Most people think that’s naïve and silly. They reject that kind of power. But Jesus, the rejected yet powerful one, comes full of grace and truth, which means that each Christmas we are presented us with a choice. We can be transformed by the power of the gospel to be God’s people, walking in God’s vulnerable ways. Or we can reject him and continue business as usual. Business as usual means sitting in the darkness, shielding our eyes, and turning away from the life-giving light. The story around which we gather today is one of transforming hope for a new life. We are invited to cooperate with God’s divine initiative, to allow God’s light to help us see the path more clearly, to make a new beginning as God’s people. Where that happens, heaven and earth do sing, there is joy to the world, and the waste places do break forth together in singing.
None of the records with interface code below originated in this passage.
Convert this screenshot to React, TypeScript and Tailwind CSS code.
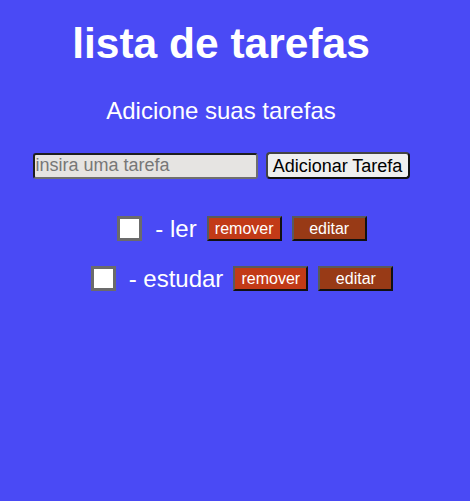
import React from "react";

const Row = ({ label }: { label: string }) => (
  <div className="flex items-center h-[25px]">
    <input
      type="checkbox"
      className="appearance-none w-[25px] h-[25px] border-[3px] border-[#6b6b6b] bg-white m-0"
    />
    <span className="ml-[13px] text-[24px] leading-none text-white">{label}</span>
    <button className="ml-[10px] w-[75px] h-[25px] bg-[#c23a17] text-white text-[16px] leading-none border-2 border-t-[#5a5a5a] border-l-[#5a5a5a] border-b-[#111] border-r-[#111]">
      remover
    </button>
    <button className="ml-[10px] w-[75px] h-[25px] bg-[#983a16] text-white text-[16px] leading-none border-2 border-t-[#5a5a5a] border-l-[#5a5a5a] border-b-[#111] border-r-[#111]">
      editar
    </button>
  </div>
);

export default function App() {
  return (
    <div
      className="w-[470px] h-[501px] bg-[#4a4af5] overflow-hidden"
      style={{ fontFamily: '"Liberation Sans", Arial, sans-serif' }}
    >
      <div className="flex flex-col items-center pr-[28px]">
        <h1 className="mt-[20px] text-[42.5px] font-bold text-white leading-[48px]">
          lista de tarefas
        </h1>
        <p className="mt-[29px] text-[24px] text-white leading-[28px]">Adicione suas tarefas</p>
        <div className="mt-[27px] flex items-center gap-[8px]">
          <input
            type="text"
            placeholder="insira uma tarefa"
            className="w-[225px] h-[26px] px-[1px] bg-[#e6e4e2] text-[18px] leading-none rounded-[3px] border-2 border-t-[#1e1e1e] border-l-[#1e1e1e] border-b-[#6f6f6f] border-r-[#6f6f6f] placeholder:text-[#777] outline-none"
          />
          <button className="w-[144px] h-[27px] bg-[#efefef] text-black text-[18px] leading-none rounded-[4px] border-2 border-t-[#444] border-l-[#444] border-b-[#111] border-r-[#111]">
            Adicionar Tarefa
          </button>
        </div>
      </div>
      <div className="flex flex-col items-center pl-[14px] mt-[37px] gap-[25px]">
        <Row label="- ler" />
        <Row label="- estudar" />
      </div>
    </div>
  );
}
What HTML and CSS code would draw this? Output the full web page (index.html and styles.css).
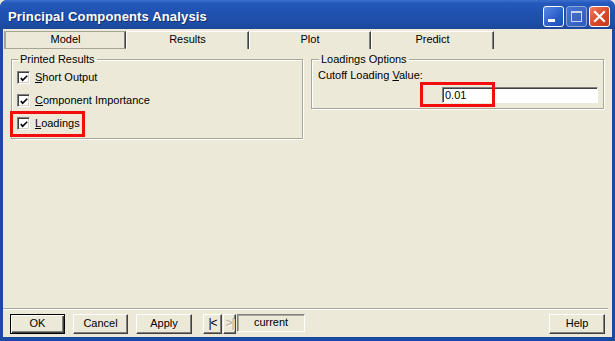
FILE: index.html
```html
<!DOCTYPE html>
<html lang="en">
<head>
    <meta charset="UTF-8">
    <title>Principal Components Analysis</title>
    <link rel="stylesheet" href="styles.css">
</head>
<body>

<div class="window">
    <div class="titlebar">
        <span class="title">Principal Components Analysis</span>
        <div class="caption-buttons">
            <span class="cap-btn cap-min"><svg width="19" height="19" viewBox="0 0 19 19"><rect x="4" y="12" width="7" height="3" fill="#fff"/></svg></span>
            <span class="cap-btn cap-max"><svg width="19" height="19" viewBox="0 0 19 19"><rect x="4.5" y="4.5" width="10" height="10" fill="none" stroke="#c8d6f0" stroke-width="1"/><rect x="4" y="4" width="11" height="2" fill="#c8d6f0"/></svg></span>
            <span class="cap-btn cap-close"><svg width="19" height="19" viewBox="0 0 19 19"><path d="M5 5 L14 14 M14 5 L5 14" stroke="#fff" stroke-width="2.2" stroke-linecap="square"/></svg></span>
        </div>
    </div>

    <div class="client">
        <div class="tabs">
            <div class="tab tab-active">Model</div>
            <div class="tab tab-wide">Results</div>
            <div class="tab">Plot</div>
            <div class="tab tab-wide">Predict</div>
        </div>

        <div class="panes">
            <fieldset class="group">
                <legend>Printed Results</legend>
                <label class="check"><span class="box"><svg width="11" height="11" viewBox="0 0 11 11"><path d="M2 5 L4 7.5 L9 2.5" fill="none" stroke="#000" stroke-width="1.8"/></svg></span><span><u>S</u>hort Output</span></label>
                <label class="check"><span class="box"><svg width="11" height="11" viewBox="0 0 11 11"><path d="M2 5 L4 7.5 L9 2.5" fill="none" stroke="#000" stroke-width="1.8"/></svg></span><span><u>C</u>omponent Importance</span></label>
                <label class="check"><span class="box"><svg width="11" height="11" viewBox="0 0 11 11"><path d="M2 5 L4 7.5 L9 2.5" fill="none" stroke="#000" stroke-width="1.8"/></svg></span><span><u>L</u>oadings</span></label>
            </fieldset>

            <fieldset class="group group-loadings">
                <legend>Loadings Options</legend>
                <div class="field-label">Cutoff Loading <u>V</u>alue:</div>
                <div class="field-row"><div class="textbox">0.01</div></div>
            </fieldset>
        </div>

        <div class="spacer"></div>
        <div class="separator"></div>

        <div class="actions">
            <button class="btn btn-default">OK</button>
            <button class="btn">Cancel</button>
            <button class="btn btn-apply">Apply</button>
            <div class="nav">
                <button class="btn nav-btn nav-first">|&lt;</button>
                <button class="btn nav-btn nav-last" disabled>&gt;|</button>
                <div class="current">current</div>
            </div>
            <button class="btn btn-help">Help</button>
        </div>
    </div>

    <div class="mark mark-loadings"></div>
    <div class="mark mark-cutoff"></div>
</div>

</body>
</html>
```

FILE: styles.css
```css
body {
    margin: 0;
    font-family: "Liberation Sans", Arial, sans-serif;
    font-size: 11px;
    color: #000;
    background: #ece9d8;
}
.window {
    position: relative;
    width: 615px;
    height: 341px;
    box-sizing: border-box;
    display: flex;
    flex-direction: column;
    background: #1c4aa2;
    border-radius: 7px 7px 0 0;
    overflow: hidden;
}
.titlebar {
    height: 29px;
    flex: none;
    display: flex;
    align-items: center;
    padding: 0 5px 0 8px;
    background: linear-gradient(#3d6fd0 0, #2559bd 3px, #1f52b0 12px, #1d4ea9 22px, #1b4899 29px);
}
.title {
    flex: 1;
    color: #fff;
    font-weight: bold;
    font-size: 13px;
    letter-spacing: 0.15px;
    padding-top: 3px;
    text-shadow: 1px 1px 0 #10306a;
}
.caption-buttons {
    display: flex;
    gap: 2px;
    padding-top: 3px;
}
.cap-btn {
    width: 21px;
    height: 21px;
    box-sizing: border-box;
    border: 1px solid #fff;
    border-radius: 3px;
    display: flex;
    align-items: center;
    justify-content: center;
}
.cap-min {
    background: linear-gradient(135deg, #5a8ae6, #2a5ec8 60%, #1e4fb4);
}
.cap-max {
    border-color: #8aa6dc;
    background: linear-gradient(135deg, #4a76cc, #2e5cb8);
}
.cap-close {
    background: linear-gradient(135deg, #f08060, #d8472a 55%, #c23c1e);
}
.client {
    flex: 1;
    display: flex;
    flex-direction: column;
    margin: 0 3px 4px 3px;
    background: #ece9d8;
}
.tabs {
    display: flex;
    margin-top: 2px;
    padding-left: 1px;
}
.tab {
    width: 122px;
    height: 18px;
    box-sizing: border-box;
    text-align: center;
    line-height: 15px;
    border-top: 1px solid #fff;
    border-left: 1px solid #fff;
    border-right: 1px solid #404040;
    box-shadow: inset -1px 0 #808080;
}
.tab-wide {
    width: 123px;
}
.tab-active {
    border-top-color: #a7a596;
    border-left: 2px solid #a7a596;
    border-bottom: 1px solid #a7a596;
    line-height: 14px;
}
.panes {
    display: grid;
    grid-template-columns: 292px 293px;
    align-items: start;
    column-gap: 8px;
    margin-top: 4px;
    padding: 0 8px;
}
.group {
    box-sizing: border-box;
    width: 100%;
    margin: 0;
    min-width: 0;
    padding: 0 0 3px 5px;
    border: 1px solid #a8a798;
    box-shadow: 1px 1px 0 #fff, inset 1px 1px 0 #fff;
}
.group legend {
    padding: 0 2px;
    margin-left: 1px;
    line-height: 13px;
}
.check {
    display: flex;
    align-items: center;
    height: 23px;
    gap: 5px;
}
.check span:last-child {
    margin-top: -2px;
}
.box {
    width: 13px;
    height: 13px;
    box-sizing: border-box;
    background: #fff;
    border: 1px solid;
    border-color: #808080 #fff #fff #808080;
    box-shadow: inset 1px 1px #404040, inset -1px -1px #d4d0c8;
    display: flex;
    align-items: center;
    justify-content: center;
}
.box svg {
    margin: 1px 0 0 1px;
}
.group-loadings {
    padding: 0 5px 5px 6px;
}
.field-label {
    line-height: 18px;
}
.field-row {
    display: flex;
    justify-content: flex-end;
    margin-top: 3px;
}
.textbox {
    width: 156px;
    height: 16px;
    box-sizing: border-box;
    background: #fff;
    border: 1px solid;
    border-color: #808080 #fff #fff #808080;
    box-shadow: inset 1px 1px #404040;
    padding-left: 2px;
    line-height: 14px;
}
.spacer {
    flex: 1;
}
.separator {
    height: 1px;
    margin-right: 4px;
    background: #aca899;
    border-bottom: 1px solid #fff;
}
.actions {
    display: flex;
    align-items: flex-start;
    margin: 4px 0 3px;
    padding: 0 7px;
    height: 20px;
}
.btn {
    width: 55px;
    height: 20px;
    box-sizing: border-box;
    margin: 0 8px 0 0;
    padding: 0 0 2px;
    font-family: "Liberation Sans", Arial, sans-serif;
    font-size: 11px;
    color: #000;
    background: #ece9d8;
    border: 1px solid;
    border-color: #fff #404040 #404040 #fff;
    box-shadow: inset -1px -1px #808080;
    border-radius: 0;
}
.btn-apply {
    width: 56px;
}
.btn-default {
    border: 1px solid #000;
    box-shadow: inset 1px 1px #fff, inset -1px -1px #404040, inset -2px -2px #808080;
}
.nav {
    display: flex;
    margin-left: 3px;
}
.nav-btn {
    margin: 0 1px 0 0;
    font-size: 12px;
    letter-spacing: -1px;
}
.nav-first {
    width: 19px;
}
.nav-last {
    width: 13px;
    color: #aca899;
    text-shadow: 1px 1px 0 #fff;
}
.current {
    width: 68px;
    height: 18px;
    box-sizing: border-box;
    border: 1px solid;
    border-color: #808080 #fff #fff #808080;
    box-shadow: inset 1px 1px #aca899;
    text-align: center;
    line-height: 14px;
}
.btn-help {
    margin: 0 0 0 auto;
    width: 56px;
}
.mark {
    position: absolute;
    box-sizing: border-box;
    border: 3px solid #f40d0d;
}
.mark-loadings {
    left: 10px;
    top: 111px;
    width: 75px;
    height: 26px;
}
.mark-cutoff {
    left: 420px;
    top: 82px;
    width: 75px;
    height: 25px;
}
```
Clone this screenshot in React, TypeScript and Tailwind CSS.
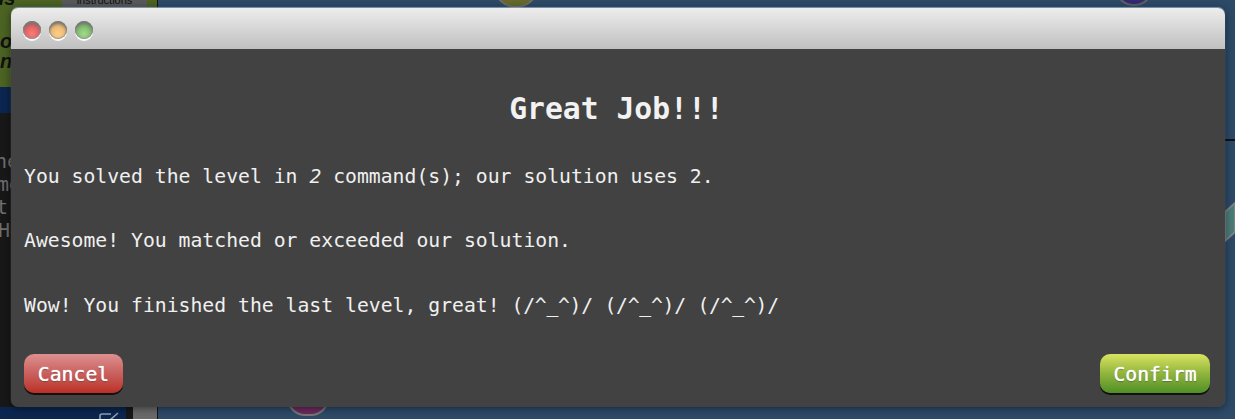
export default function App() {
  const mono = "font-['DejaVu_Sans_Mono','Liberation_Mono',monospace]";
  const dot = "h-[18px] w-[18px] rounded-full shadow-[0_2px_0_#fff,inset_0_3px_3px_#777,inset_0_0_1px_1px_#999]";
  return (
    <div className="relative h-[419px] w-[1235px] overflow-hidden bg-[#2d4a68]">
      {/* dimmed page behind the dialog */}
      <div className="absolute inset-y-0 left-0 flex h-full w-[157px] flex-col bg-[#181818] font-['Liberation_Sans',sans-serif] text-[#6f6f6f]">
        <div className="relative h-[87px] shrink-0 overflow-hidden bg-[#4c6323] text-[#111] italic font-bold text-[20px] leading-none">
          <span className="absolute left-[-8px] top-[-12px]">us</span>
          <span className="absolute left-0 top-[31px]">o</span>
          <span className="absolute left-0 top-[51px]">n</span>
          <div className="absolute left-[62px] top-[-8px] h-[16px] w-[85px] bg-[#58595a] text-center text-[11px] font-normal not-italic leading-[16px]">instructions</div>
        </div>
        <div className="h-[26px] shrink-0 bg-[#0b2650]" />
        <div className={`flex flex-1 flex-col pt-[37px] text-[20px] leading-[23px] ${mono}`}>
          <span className="-ml-[5px]">he</span>
          <span className="-ml-[3px]">me</span>
          <span className="-ml-[4px]">t</span>
          <span className="-ml-[2px]">He</span>
        </div>
        <div className="flex h-[12px] shrink-0">
          <div className="relative w-[126px] bg-[#0b2650]">
            <svg className="absolute left-[98px] top-[5px] h-[14px] w-[22px] text-[#8ea0b8]" viewBox="0 0 22 14" fill="none" stroke="currentColor" strokeWidth="1.6">
              <path d="M13 2H4a2 2 0 0 0-2 2v10M20 1l-8 7" />
            </svg>
          </div>
          <div className="w-[7px] bg-[#181818]" />
          <div className="w-[24px] bg-[#6a6a6a]" />
        </div>
      </div>
      <div className="absolute bottom-0 left-[157px] top-0 w-[1px] bg-[#151515]" />
      <div className="absolute left-[493px] top-[-38px] h-[46px] w-[46px] rounded-full border-[2px] border-[#6e6e60] bg-[#676a2c]" />
      <div className="absolute left-[1114px] top-[-40px] h-[46px] w-[40px] rounded-full border-[2px] border-[#5f5f66] bg-[#322a72]" />
      <div className="absolute left-[287px] top-[380px] h-[36px] w-[42px] rounded-full border-[2px] border-[#777] bg-[#6d2a5f]" />
      <div className="absolute left-[1225px] top-[139px] h-[2px] w-[10px] bg-[#111]" />
      <svg className="absolute left-[1225px] top-[200px] h-[44px] w-[10px]" viewBox="0 0 10 44">
        <polygon points="0,12 10,3 10,32 0,41" fill="#4c7d79" stroke="#7d8488" strokeWidth="2" />
      </svg>

      {/* dialog */}
      <div className={`relative ml-[10.5px] mt-[8px] flex h-[399px] w-[1214px] flex-col overflow-hidden rounded-[7px] shadow-[0_-1px_1px_rgba(160,190,220,0.7),0_1px_8px_rgba(0,0,0,0.5)] ${mono}`}>
        <div className="flex h-[41px] shrink-0 items-center gap-[8px] bg-gradient-to-b from-[#ededed] to-[#c0c0c0] pl-[12.5px] pt-[3px]">
          <span className={`bg-[radial-gradient(circle_at_50%_70%,#f58080,#dd4f4f_70%)] ${dot}`} />
          <span className={`bg-[radial-gradient(circle_at_50%_70%,#fbcf8d,#e8ae62_70%)] ${dot}`} />
          <span className={`bg-[radial-gradient(circle_at_50%_70%,#a3d98e,#6fae5b_70%)] ${dot}`} />
        </div>
        <div className="flex flex-1 flex-col bg-[#424242] pl-[13.5px] pr-[14.5px] text-[19.76px] leading-[24px] text-[#f0f0f0]">
          <h1 className="mr-[1px] mt-[42px] text-center text-[29.7px] font-bold leading-[36px] text-[#f2f2f2]">Great Job!!!</h1>
          <p className="mt-[38px]">You solved the level in <em>2</em> command(s); our solution uses 2.</p>
          <p className="mt-[40px]">Awesome! You matched or exceeded our solution.</p>
          <p className="mt-[41px]">Wow! You finished the last level, great! <span className="tracking-[-0.27px]">(/^_^)/ (/^_^)/ (/^_^)/</span></p>
          <div className="mb-[14px] mt-auto flex items-center justify-between">
            <button className="h-[39px] w-[99px] rounded-[10px] bg-gradient-to-b from-[#dc9090] via-[#c9605e] to-[#bb2e24] pt-[2px] text-white shadow-[0_2px_0_#111] [text-shadow:0_0_1px_#fff,0_1px_1px_rgba(0,0,0,0.4)]">Cancel</button>
            <button className="h-[39px] w-[110px] rounded-[10px] bg-gradient-to-b from-[#d9e360] via-[#90b53d] to-[#4f8f26] pt-[2px] text-white shadow-[0_2px_0_#111] [text-shadow:0_0_1px_#fff,0_1px_1px_rgba(0,0,0,0.4)]">Confirm</button>
          </div>
        </div>
      </div>
    </div>
  );
}
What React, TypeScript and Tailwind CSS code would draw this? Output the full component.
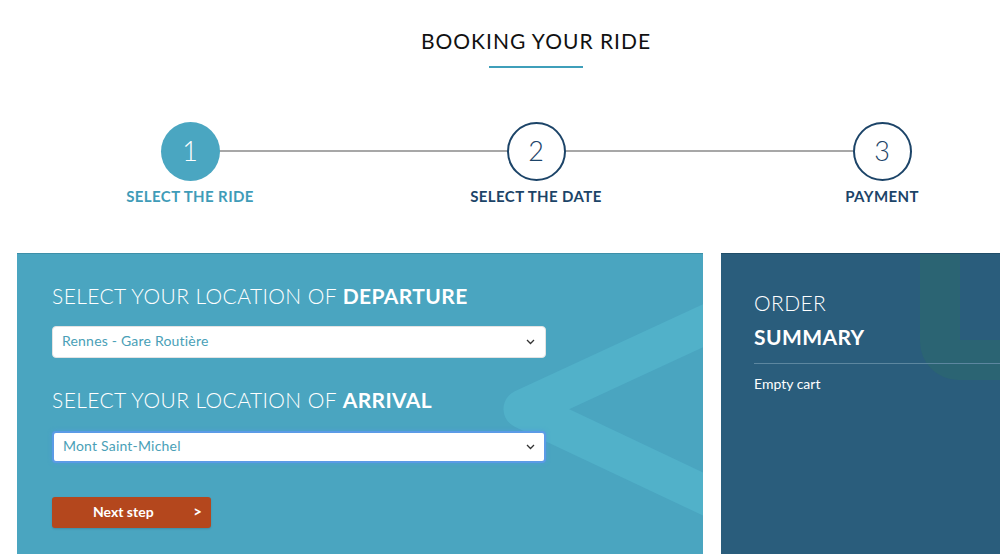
import React from "react";

const steps = [
  { n: 1, label: "SELECT THE RIDE", active: true },
  { n: 2, label: "SELECT THE DATE", active: false },
  { n: 3, label: "PAYMENT", active: false },
];

function Chevron() {
  return (
    <svg
      className="pointer-events-none absolute right-[11px] top-1/2 -translate-y-1/2"
      width="9"
      height="6"
      viewBox="0 0 9 6"
      fill="none"
    >
      <path d="M1 1l3.5 3.5L8 1" stroke="#333" strokeWidth="1.3" />
    </svg>
  );
}

function LocationSelect({ value, focused }: { value: string; focused?: boolean }) {
  return (
    <div className="relative w-[494px]">
      <select
        defaultValue={value}
        className={
          "block h-[32px] w-full appearance-none rounded-[4px] bg-white pb-[3px] pl-[9px] text-[14px] tracking-[0.2px] text-[#4a9fb7] outline-none " +
          (focused
            ? "border-2 border-[#5b9be6] pl-[8px] shadow-[0_0_4px_rgba(80,150,230,0.6)]"
            : "border border-[#e3e3e3]")
        }
      >
        <option>{value}</option>
      </select>
      <Chevron />
    </div>
  );
}

export default function App() {
  return (
    <div
      className="h-[554px] w-full overflow-hidden bg-white"
      style={{ fontFamily: "Lato, 'Open Sans', sans-serif" }}
    >
      <div className="ml-[17px] w-[1038px]">
        {/* title */}
        <div className="flex flex-col items-center pt-[29px]">
          <h1 className="text-[21px] leading-[24px] tracking-[1px] text-[#111]">
            BOOKING YOUR RIDE
          </h1>
          <div className="mt-[13px] h-[2px] w-[94px] bg-[#3f9fba]" />
        </div>

        {/* steps */}
        <div className="relative mt-[54px] grid grid-cols-3">
          <div className="absolute left-[202px] right-[202px] top-[28px] h-[2px] bg-[#a7a7a7]" />
          {steps.map((s) => (
            <div key={s.n} className="relative flex flex-col items-center">
              <div
                className={
                  "flex h-[59px] w-[59px] items-center justify-center rounded-full text-[27px] font-light " +
                  (s.active
                    ? "bg-[#4aa6c1] text-white"
                    : "border-2 border-[#1c4468] bg-white text-[#1c4468]")
                }
              >
                {s.n}
              </div>
              <div
                className={
                  "mt-[6px] text-[15px] font-bold leading-[18px] tracking-[0.4px] " +
                  (s.active ? "text-[#3f9cb8]" : "text-[#1c4468]")
                }
              >
                {s.label}
              </div>
            </div>
          ))}
        </div>

        {/* panels */}
        <div className="mt-[48px] flex gap-[18px]">
          <div className="relative h-[320px] w-[686px] overflow-hidden border-t border-[#3d8fa8] bg-[#4aa5c0] pl-[35px] pt-[30px]">
            <svg
              className="absolute left-0 top-0"
              width="686"
              height="320"
              viewBox="0 0 686 320"
              fill="none"
            >
              <path
                d="M720 56 L506 155 L720 256"
                stroke="#51b1c9"
                strokeWidth="39"
                strokeLinejoin="round"
              />
            </svg>
            <div className="relative">
              <h2 className="text-[21px] font-light leading-[24px] tracking-[0.4px] text-white">
                SELECT YOUR LOCATION OF <span className="font-bold">DEPARTURE</span>
              </h2>
              <div className="mt-[18px]">
                <LocationSelect value="Rennes - Gare Routière" />
              </div>
              <h2 className="mt-[30px] text-[21px] font-light leading-[24px] tracking-[0.4px] text-white">
                SELECT YOUR LOCATION OF <span className="font-bold">ARRIVAL</span>
              </h2>
              <div className="mt-[19px]">
                <LocationSelect value="Mont Saint-Michel" focused />
              </div>
              <button className="mt-[34px] flex h-[31px] w-[159px] items-center rounded-[3px] bg-[#b4471d] pb-[2px] pl-[41px] pr-[9px] text-[14px] font-bold text-white shadow-[0_1px_2px_rgba(0,0,0,0.15)]">
                <span>Next step</span>
                <span className="ml-auto text-[15px]">&gt;</span>
              </button>
            </div>
          </div>

          <div className="relative h-[320px] w-[334px] overflow-hidden border-t border-[#1f4d68] bg-[#2a5d7c] pt-[37px]">
            <div className="absolute left-[199px] top-[-60px] h-[186px] w-[200px] rounded-[38px] border-[40px] border-[#2b6473]" />
            <div className="relative">
              <div className="pl-[33px] text-[21px] font-light leading-[24px] tracking-[0.4px] text-white">
                ORDER
              </div>
              <div className="mt-[10px] pl-[33px] text-[21px] font-bold leading-[24px] tracking-[0.4px] text-white">
                SUMMARY
              </div>
              <div className="ml-[33px] mt-[14px] h-px bg-[#5d87a0]" />
              <div className="mt-[11px] pl-[33px] text-[14px] leading-[18px] text-white">
                Empty cart
              </div>
            </div>
          </div>
        </div>
      </div>
    </div>
  );
}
The Church gives us not one day, but twelve, to celebrate and look deeply into the birth of Christ, Emmanuel, God-with-us. If you have ever dreamed of a Christmas free of all the cultural trappings and commercial distractions that have surrounded us since August, here’s your chance. We can be like the physicist Feynman. We are called to ponder the mystery. Bask in the hope. Live the wonder. Tell the story. Because God does not abandon us like trees on the first trash day after Christmas. God is with us. Right now. Right here. The divinely naïve, lovingly risk-taking God of power and transformation has come to humanity. And we are changed.